Why this distinction matters
Wrong calls drain cash. Axing popular dishes too fast kills revenue. But keeping flops around too long creates waste and crushes profitability.
💡 Example:
Your pumpkin soup moved 120 portions weekly in October. November hits—suddenly just 40 portions.
- Trend: Guests got tired of pumpkin
- Temporary: Competitor's running a pumpkin soup special
- Structural: Weather's warming up, soup demand's falling
Without numbers, you're guessing.
Data you need
Track these metrics over 4-6 weeks minimum:
- Weekly portion counts per dish
- Average spend per table (does removing pricey dishes hurt your check average?)
- Food cost percentage for each seasonal item
- Weekly revenue totals (are other dishes picking up the slack?)
- Guest feedback—complaints and praise
Spotting temporary dips
These patterns usually signal short-term issues:
💡 Example of temporary trouble:
Your game dishes drop from 80 to 30 portions weekly:
- Competitor launched a game festival
- Negative media coverage about game
- Supplier hiked prices, you raised menu prices
- New chef changed the preparation
These problems have solutions.
- Sharp drops (not gradual slides over weeks)
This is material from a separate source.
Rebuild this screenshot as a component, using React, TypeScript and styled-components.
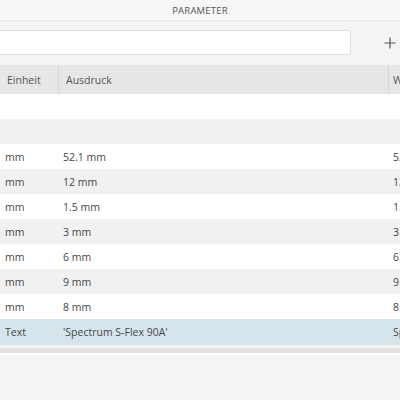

- Other menu items hold steady
- Total revenue stays flat (guests just order different dishes)
- Season still makes sense (pumpkin soup in October, not January)
- Clear external trigger (competition, media, pricing)
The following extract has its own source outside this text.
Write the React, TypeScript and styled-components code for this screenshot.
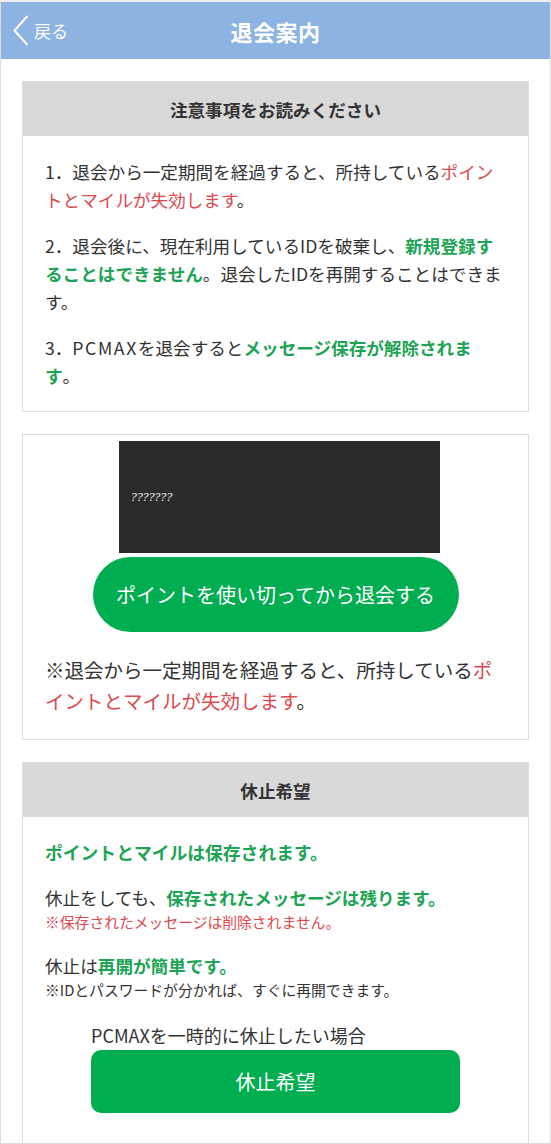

Recognizing structural shifts
These signals point to lasting demand changes:
💡 Example of structural change:
Your hearty winter dishes slowly fade:
- Week 1: 100 portions
- Week 3: 85 portions
- Week 5: 70 portions
- Week 7: 55 portions
Steady decline plus seasonal shift equals structural change.
- Steady weekly declines over multiple weeks
- Season's winding down (heavy dishes in March, soups in May)
- Multiple seasonal items declining together
- Guest requests for lighter fare
- Rising food costs as seasonal ingredients get expensive
The 3-week rule
Every dish deserves at least 3 weeks to prove itself. That timeframe reveals true performance patterns—something most kitchen managers discover too late after making hasty menu cuts based on one bad weekend.
⚠️ Watch out:
Don't pull dishes after one weak week. Guests need time discovering new options.
Week 1: Launch phase (weak sales expected)
Week 2: Trial period
Week 3: True popularity emerges
Week 4+: Trends become obvious
Your action plan
For temporary dips:
- Address root causes (pricing, prep methods, promotion)
- Wait another 2-3 weeks
- Push the dish harder (daily specials, social posts)
For structural changes:
- Line up replacement dishes
- Test new seasonal options
- Phase out gradually
- Burn through remaining inventory to cut waste
Digital tracking
Manual data collection eats up hours. Systems that automatically track per-dish sales and food cost trends help you catch patterns faster.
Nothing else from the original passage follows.